Single by Billy Joel

from the album An Innocent Man
- B-side: "She's Right on Time"
- Released: January 1985
- Recorded: 1983
- Genre: Pop; soul;
- Length: 4:41
- Label: Columbia
- Songwriter: Billy Joel
- Producer: Phil Ramone

Billy Joel singles chronology
| "This Night" (1984) | "Keeping the Faith" (1985) | "You're Only Human (Second Wind)" (1985) |

Music video
- "Keeping the Faith" on YouTube

= Keeping the Faith (song) =

"Keeping the Faith" is a song by American singer-songwriter Billy Joel from his 1983 album An Innocent Man. The song serves both as its closing track and the final single released from the album. The cover for the single shows an image of Joel and the judge (character actor Richard Shull) in the "jukebox" courtroom from the video.

It reached No. 18 on the main US Billboard Hot 100 chart and No. 3 on the US Billboard Adult Contemporary chart. The song was not released as a single in the UK.

==Background==
It is an autobiographical song about Joel's teenage years, with him reminiscing about the 1950s and 1960s lifestyle. Joel told SiriusXM in 2016 that this song was kind of his way of explaining. Joel said that he did the song because he "owe[s] a great debt to that time in his life" and "to the wild guys he used to hang out with and the old rock and roll" that really inspired him.

==Reception==
Cash Box said that the song is "Joel at his melodic and lyric best, representing pure American pop music."

==Music video==
The music video for the song depicts a court trial to determine whether Joel is innocent and is "keeping the faith" (as the song "An Innocent Man" plays in the background).

Richard Pryor makes a cameo appearance at the beginning of the video, standing at the bottom of the courthouse steps, reading a newspaper with the headline "Billy Joel: Guilty or Innocent?". The courtroom audience is populated by 1950s acts on one side, and 1960s acts (including a Jimi Hendrix lookalike) on the other, and shows Joel singing and dancing throughout the video.
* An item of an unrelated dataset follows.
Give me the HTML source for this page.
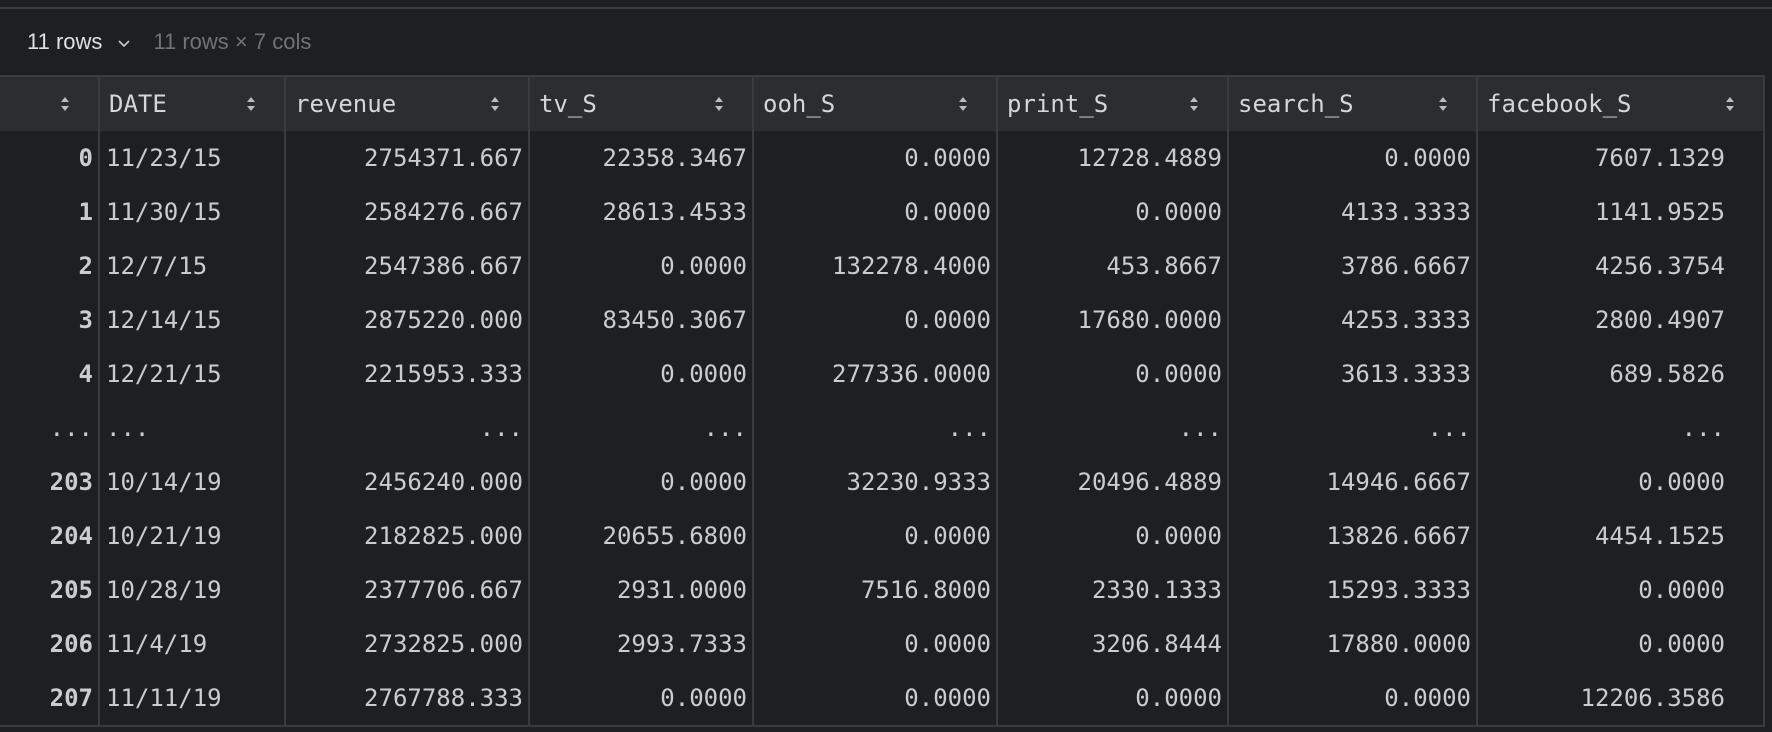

Joel's wife-to-be Christie Brinkley appears in the video as the "red haired girl in a Chevrolet". At the end, Joe Piscopo makes a cameo, reading a newspaper with the headline "Billy Joel: An Innocent Man!", and after giving a one hundred dollar tip, quips to a shoeshine boy, "Keep the faith, kid."

==Chart positions==

| Chart (1984–1985) | Peak position |
|---|---|
| Canada Top Singles (RPM) | 81 |
| Israel (IBA) | 35 |
| New Zealand (Recorded Music NZ) | 38 |
| Spain Airplay (Top 40 Radio) | 37 |
| US Billboard Hot 100 | 18 |
| US Adult Contemporary (Billboard) | 3 |

==Track listing==
The song was remixed for release as a 7" vinyl single. An extended remix was also released on US promotional 12" vinyl singles (Columbia AS 1982). Both 7" and 12" releases state "Special Mix" on the label and both have a printed run time of 4:44.

The actual run times for the 7" and 12" are 4:52 and 5:27, respectively. The 7" remix has not been issued on CD. A 4:50 version of the 12" remix was released on the My Lives box set.